A 59 year-old client used to complain constantly about his job and management team. In fact retirement couldn't come soon enough. That is until he found himself on the chopping block. After almost 28 years of service he was suddenly thrust into retirement and despite being just a few years short of his planned retirement age and disdain for working, he wasn't prepared for it to happen. "Sudden Retirement" is a growing reality among baby boomers and is often just as scary and troubling as divorce or the loss of a loved one. Whether it's a buyout, company closing, or job elimination there are a myriad of emotional and financial issues that can impact a client's overall well-being when they are forced into retirement.  Therefore, it's important for advisors to have specific strategies and resources in place to help them deal with it.  

In 2010, 41% of retirees stopped working earlier than they expected. The most common reasons for retiring ahead of schedule were:
    Poor health (54%)
    Work-related, including downsizing and closure (37%)
    Need to care for a spouse or family member (19%)

Extrapolate those numbers across 78 million boomers and we have a serious issue on our hands, my friends. Financially speaking, baby boomers will no longer be saving toward retirement, they'll be dipping into savings for personal and healthcare needs, and adding significant weight to our already burdened Social Security system. Then there are the immediate emotional issues they have to deal with such as replacing their work identity, filling their time with meaningful activities, and staying active as well as socially connected.  Many of which they took for granted when working.  

As you might expect, sudden retirement can overwhelm a client. But it can also be a source of stress and pressure for an unprepared advisor. While there are a number of issues to address surrounding the topic, I want to focus on two major issues and offer advisors some concrete solutions.

In a case of sudden retirement, an advisor's first and foremost concern is asset allocation. Basic financial planning would suggest a transition to less aggressive and more stable investments in order to safeguard investments and help them acclimate to a new and different lifestyle.  But don't expect rational or logical thinking during this time. Clients often want to amp up their risk tolerance and dabble in something that doesn't remotely fit their new investment profile like penny stocks, futures, and even currency. Usually because a friend has been making a ton of money in pork bellies or Iranian currency (seriously, I've heard both). Their logic? They want to make up for lost future savings or squeeze a little more income out of their portfolio.  
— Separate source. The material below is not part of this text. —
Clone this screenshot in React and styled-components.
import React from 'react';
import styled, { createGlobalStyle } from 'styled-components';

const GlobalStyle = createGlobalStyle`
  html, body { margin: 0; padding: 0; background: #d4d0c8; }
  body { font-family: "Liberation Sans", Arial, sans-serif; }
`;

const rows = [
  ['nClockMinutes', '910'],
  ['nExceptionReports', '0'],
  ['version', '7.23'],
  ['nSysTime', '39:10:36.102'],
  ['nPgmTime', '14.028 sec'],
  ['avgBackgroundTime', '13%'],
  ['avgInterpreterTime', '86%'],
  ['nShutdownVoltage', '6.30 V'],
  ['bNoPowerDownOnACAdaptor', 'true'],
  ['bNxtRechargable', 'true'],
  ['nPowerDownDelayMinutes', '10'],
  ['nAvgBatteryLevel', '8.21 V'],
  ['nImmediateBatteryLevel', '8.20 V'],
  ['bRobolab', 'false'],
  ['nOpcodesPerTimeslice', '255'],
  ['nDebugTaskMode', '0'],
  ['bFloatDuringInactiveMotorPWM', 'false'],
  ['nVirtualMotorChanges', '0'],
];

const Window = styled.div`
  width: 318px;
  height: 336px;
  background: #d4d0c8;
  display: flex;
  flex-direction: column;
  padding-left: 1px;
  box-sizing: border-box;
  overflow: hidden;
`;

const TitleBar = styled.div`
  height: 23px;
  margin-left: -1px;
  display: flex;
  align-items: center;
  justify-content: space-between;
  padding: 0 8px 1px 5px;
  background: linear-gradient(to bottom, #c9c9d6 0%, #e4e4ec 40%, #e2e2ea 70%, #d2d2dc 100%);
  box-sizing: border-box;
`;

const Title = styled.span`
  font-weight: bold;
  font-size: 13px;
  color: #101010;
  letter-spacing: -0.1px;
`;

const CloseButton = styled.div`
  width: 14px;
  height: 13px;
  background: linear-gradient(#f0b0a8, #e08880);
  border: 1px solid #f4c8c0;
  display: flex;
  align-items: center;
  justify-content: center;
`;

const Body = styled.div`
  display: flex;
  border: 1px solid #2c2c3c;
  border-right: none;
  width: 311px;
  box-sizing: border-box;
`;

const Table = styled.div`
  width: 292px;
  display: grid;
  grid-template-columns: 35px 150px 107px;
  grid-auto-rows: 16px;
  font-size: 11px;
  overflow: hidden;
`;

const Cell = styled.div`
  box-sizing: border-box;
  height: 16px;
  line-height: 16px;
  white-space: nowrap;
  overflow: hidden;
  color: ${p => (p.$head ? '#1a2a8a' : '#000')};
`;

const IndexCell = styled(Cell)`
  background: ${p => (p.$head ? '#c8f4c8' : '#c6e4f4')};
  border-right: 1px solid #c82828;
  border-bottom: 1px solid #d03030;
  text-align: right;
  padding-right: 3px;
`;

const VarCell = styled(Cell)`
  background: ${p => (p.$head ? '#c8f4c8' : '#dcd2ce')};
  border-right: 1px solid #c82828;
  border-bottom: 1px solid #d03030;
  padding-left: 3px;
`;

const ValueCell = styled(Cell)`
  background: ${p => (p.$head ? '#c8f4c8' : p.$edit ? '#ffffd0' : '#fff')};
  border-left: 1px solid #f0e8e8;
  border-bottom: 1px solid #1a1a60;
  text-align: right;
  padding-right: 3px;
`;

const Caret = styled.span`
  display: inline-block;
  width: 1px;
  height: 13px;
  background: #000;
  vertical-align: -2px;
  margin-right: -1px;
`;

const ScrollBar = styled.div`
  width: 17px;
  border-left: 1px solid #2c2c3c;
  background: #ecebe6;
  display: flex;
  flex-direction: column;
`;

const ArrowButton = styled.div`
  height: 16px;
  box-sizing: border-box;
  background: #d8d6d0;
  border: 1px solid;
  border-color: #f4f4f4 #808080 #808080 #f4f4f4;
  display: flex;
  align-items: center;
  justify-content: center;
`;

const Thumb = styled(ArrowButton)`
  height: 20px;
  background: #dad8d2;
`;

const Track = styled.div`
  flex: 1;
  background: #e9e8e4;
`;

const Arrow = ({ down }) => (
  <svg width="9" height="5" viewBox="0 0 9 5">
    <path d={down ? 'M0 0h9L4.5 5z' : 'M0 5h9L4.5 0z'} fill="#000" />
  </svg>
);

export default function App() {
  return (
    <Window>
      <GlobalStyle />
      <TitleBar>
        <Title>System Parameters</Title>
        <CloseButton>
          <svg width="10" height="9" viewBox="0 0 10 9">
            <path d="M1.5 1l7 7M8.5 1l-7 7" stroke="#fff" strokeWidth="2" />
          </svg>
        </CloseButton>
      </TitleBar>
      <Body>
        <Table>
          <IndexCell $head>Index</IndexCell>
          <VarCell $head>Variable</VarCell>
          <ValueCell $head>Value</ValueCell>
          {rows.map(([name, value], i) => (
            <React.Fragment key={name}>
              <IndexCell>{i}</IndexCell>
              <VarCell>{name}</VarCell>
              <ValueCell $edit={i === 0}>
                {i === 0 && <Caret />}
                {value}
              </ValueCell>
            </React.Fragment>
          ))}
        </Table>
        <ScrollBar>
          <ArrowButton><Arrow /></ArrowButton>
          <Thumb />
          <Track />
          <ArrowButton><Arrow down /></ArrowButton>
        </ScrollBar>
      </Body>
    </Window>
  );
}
It's one of those situations where it's best not to be caught off guard. If your client has given it a lot of thought and seems convinced it's the best way to go, don't just throw out some random rule or cliché philosophy. Instead, I suggest two things. One, have a guide line for speculative investing. Allow them to take the plunge and dedicate some of their newfound time and attention toward investing. I usually suggest investing up to 10% of their portfolio speculatively. I'm careful to denote that since they have 20-30 years in retirement, they should start with 5% and work toward 10% by the end of a 12-month period. Second, help them develop a process for doing it effectively.  Suggest caveats such as staying away from investments that trade for less than $5, buying on an uptick, and to use limit orders for best price execution.  

In the end, it may be worth your while to develop a relationship with Scottrade or TD Ameritrade to establish advisor view privileges.  This way you can monitor an account's progress (or lack of it) while helping your client avoid the guy buying pork bellies or the lady with easy access to Iranian currency.  
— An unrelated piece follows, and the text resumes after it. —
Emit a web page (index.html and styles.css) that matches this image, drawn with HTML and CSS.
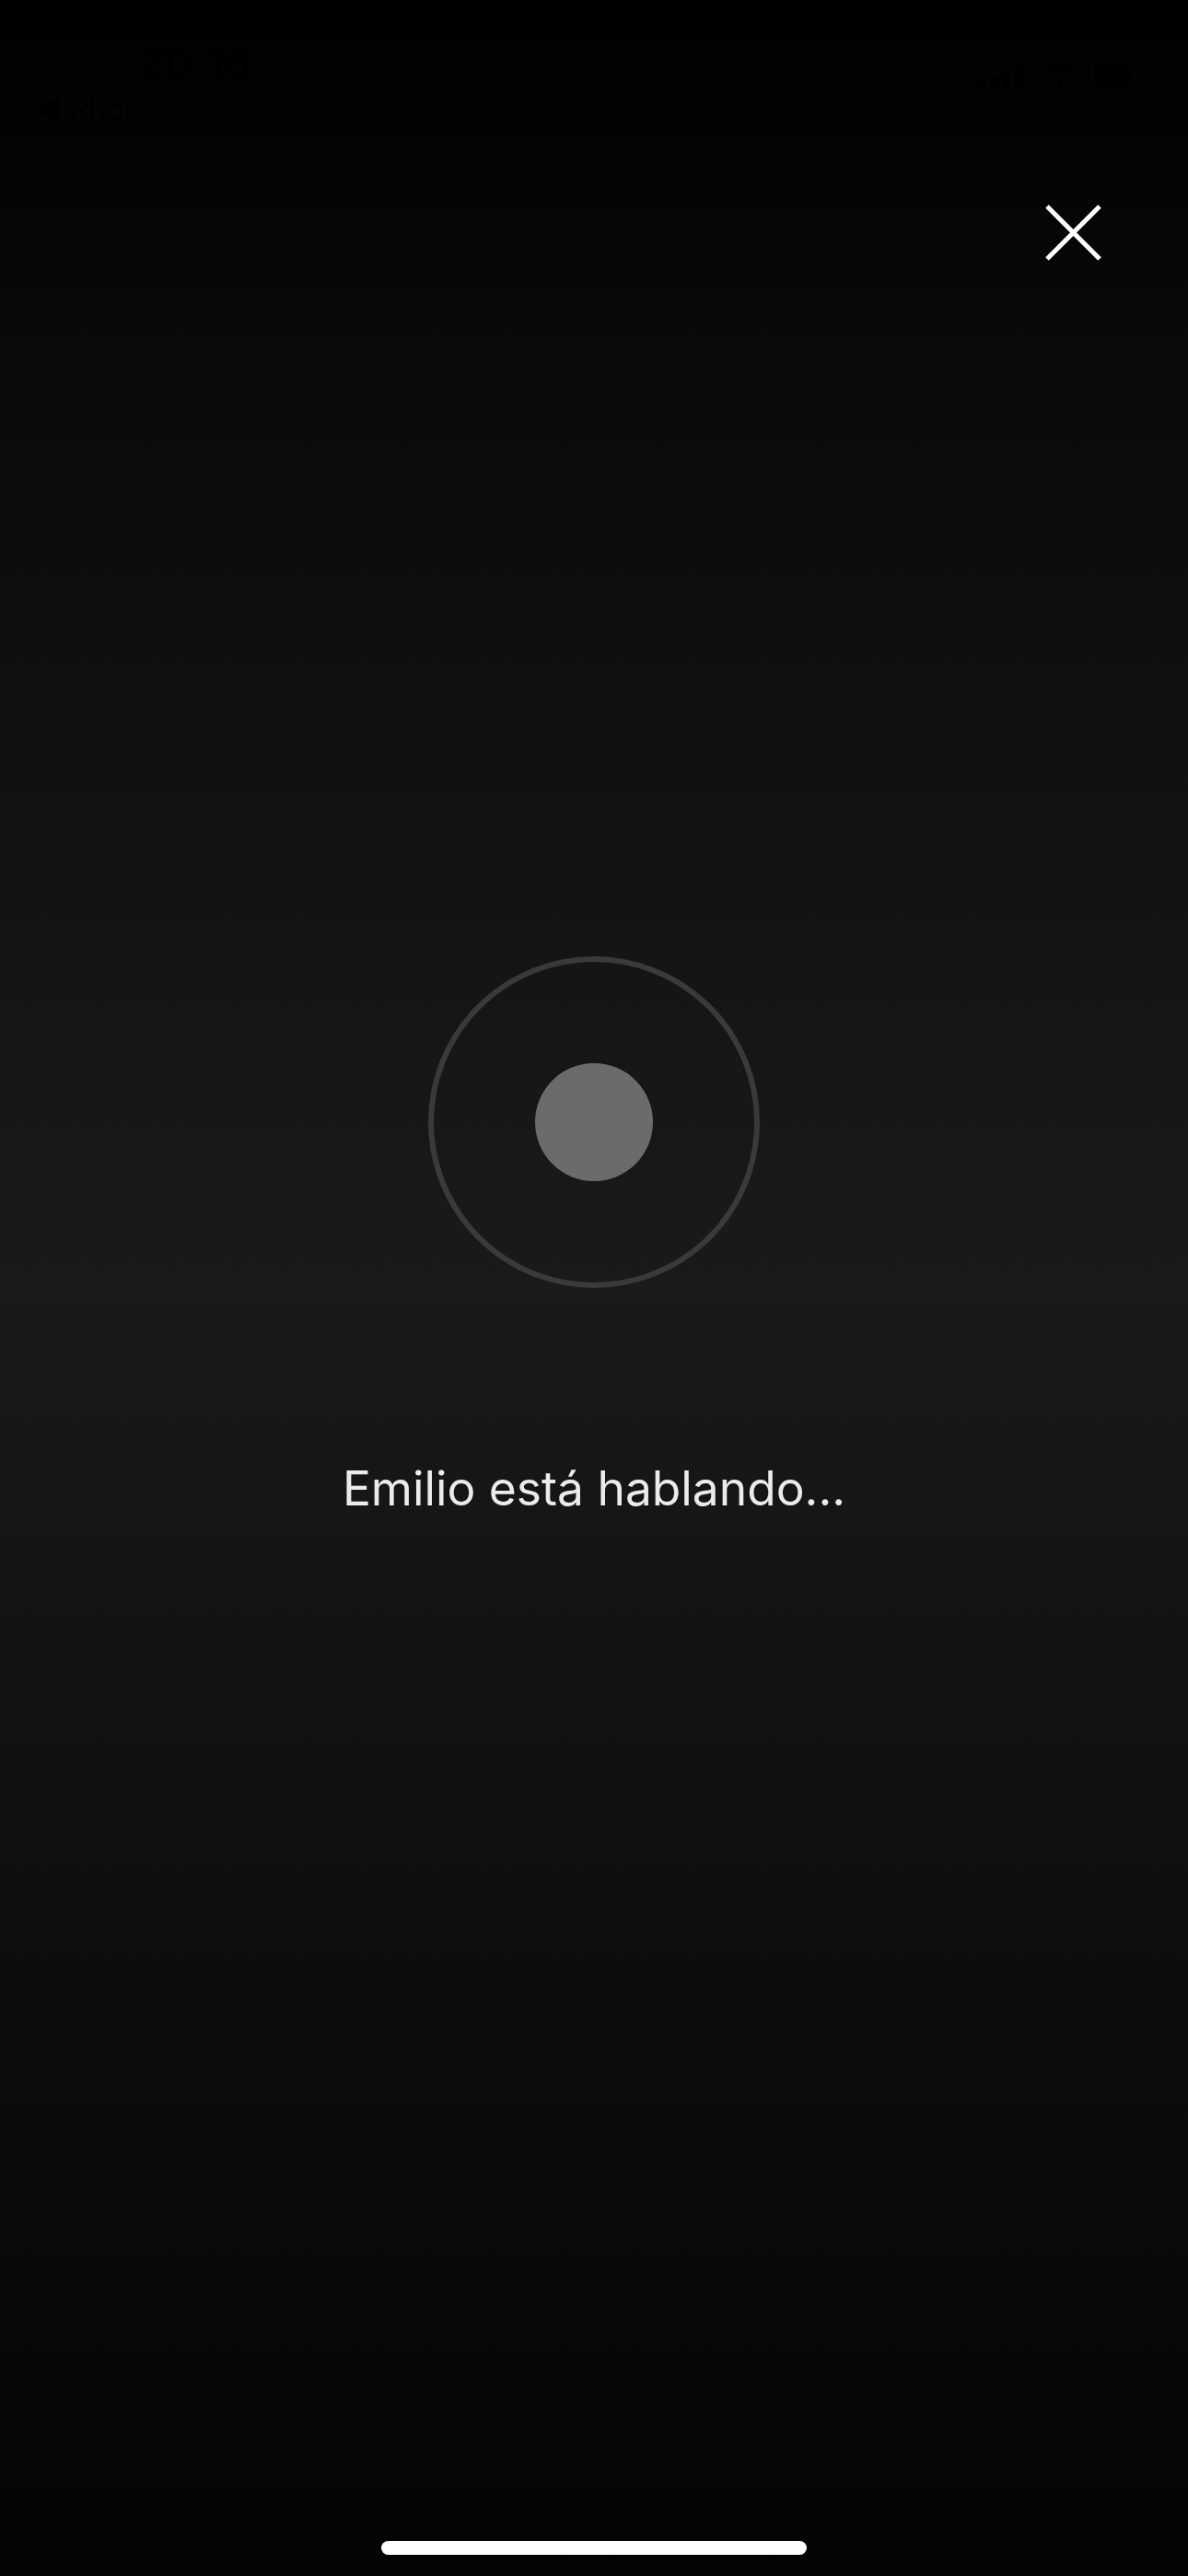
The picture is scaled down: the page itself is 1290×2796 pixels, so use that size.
FILE: index.html
```html
<!DOCTYPE html>
<html lang="es">
<head>
<meta charset="utf-8">
<title>Emilio está hablando</title>
<link rel="stylesheet" href="styles.css">
</head>
<body>
<div class="screen">
  <div class="status">
    <div class="status-left">
      <div class="time">20:16</div>
      <div class="back">◀ Photos</div>
    </div>
    <div class="status-right">
      <svg width="50" height="32" viewBox="0 0 50 32"><rect x="0" y="22" width="9" height="10" rx="2" fill="#000"/><rect x="13" y="16" width="9" height="16" rx="2" fill="#000"/><rect x="26" y="9" width="9" height="23" rx="2" fill="#000"/><rect x="39" y="1" width="9" height="31" rx="2" fill="#000"/></svg>
      <svg width="44" height="32" viewBox="0 0 44 32"><path d="M22 30 L30 22 A11 11 0 0 0 14 22 Z" fill="#000"/><path d="M6 14 A22 22 0 0 1 38 14" stroke="#000" stroke-width="5" fill="none"/></svg>
      <div class="battery"><div class="battery-fill"></div></div>
    </div>
  </div>
  <div class="topbar">
    <button class="close" aria-label="Cerrar">
      <svg width="61" height="61" viewBox="0 0 61 61"><path d="M2 2 L59 59 M59 2 L2 59" stroke="#ffffff" stroke-width="5" fill="none"/></svg>
    </button>
  </div>
  <div class="stage">
    <div class="ring"><div class="dot"></div></div>
    <p class="caption">Emilio está hablando...</p>
  </div>
  <div class="home-bar"></div>
</div>
</body>
</html>
```
FILE: styles.css
```css
html, body {
  margin: 0;
  padding: 0;
}
body {
  width: 1290px;
  height: 2796px;
  overflow: hidden;
  background: linear-gradient(180deg, #010101 0%, #030303 5%, #0a0a0a 14%, #121212 32%, #191919 47%, #1a1a1a 50%, #141414 62%, #0e0e0e 75%, #090909 88%, #040404 100%);
  font-family: Inter, "Noto Sans", "Liberation Sans", sans-serif;
  color: #ebebeb;
}
.screen {
  height: 2796px;
  display: flex;
  flex-direction: column;
}
.status {
  height: 150px;
  box-sizing: border-box;
  padding: 46px 40px 0 38px;
  display: flex;
  justify-content: space-between;
  align-items: flex-start;
}
.status-left {
  display: flex;
  flex-direction: column;
  align-items: flex-start;
}
.time {
  margin-left: 112px;
  font-size: 46px;
  font-weight: 600;
  line-height: 46px;
  color: #000;
}
.back {
  margin-top: 10px;
  font-size: 32px;
  line-height: 34px;
  color: #000;
}
.status-right {
  margin-top: 20px;
  display: flex;
  gap: 16px;
  align-items: center;
}
.battery {
  width: 62px;
  height: 30px;
  border: 3px solid #000;
  border-radius: 9px;
  box-sizing: border-box;
  padding: 3px;
}
.battery-fill {
  width: 70%;
  height: 100%;
  background: #000;
  border-radius: 4px;
}
.topbar {
  display: flex;
  justify-content: flex-end;
  padding: 72px 94px 0 0;
}
.close {
  background: none;
  border: 0;
  padding: 0;
  width: 61px;
  height: 61px;
  display: block;
}
.close svg {
  display: block;
}
.stage {
  display: flex;
  flex-direction: column;
  align-items: center;
  padding-top: 755px;
}
.ring {
  width: 360px;
  height: 360px;
  box-sizing: border-box;
  border: 6px solid #3a3a3a;
  border-radius: 50%;
  display: flex;
  align-items: center;
  justify-content: center;
}
.dot {
  width: 128px;
  height: 128px;
  border-radius: 50%;
  background: #6b6b6b;
}
.caption {
  margin: 187px 0 0;
  font-size: 51.5px;
  line-height: 60px;
  font-weight: 400;
  color: #ebebeb;
  letter-spacing: 0;
}
.home-bar {
  margin: auto auto 23px;
  width: 462px;
  height: 15px;
  border-radius: 8px;
  background: #ffffff;
}
```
The second thing I suggest has to do with the emotional aspects of sudden retirement. There are both immediate and long-term issues with which advisors should be familiar with.  From the short-term perspective it's important that advisors not take the situation too lightly.  A client's initial reaction may be to downplay the event and his or her feelings about it. That can make it easy for an advisor to play along with comments like "Well, you're better off anyway" when in fact the situation can lead to serious repercussions including the dark side of retirement (see "The Dark Side of Retirement," January 19, 2011).   

Instead, be a source of encouragement and support.  Shine a positive light on the situation with questions like:
    What are three things you've always wanted to do but weren't able to because you were busy working?
    What's the best thing about this and what do you think you'll enjoy most about this new opportunity?
    Have you ever thought about turning a hobby or passion into a small or part-time business?  

After a short discussion, use follow-up responses like, "Sounds like your best days are still ahead of you," to put them at ease and to support their intentions.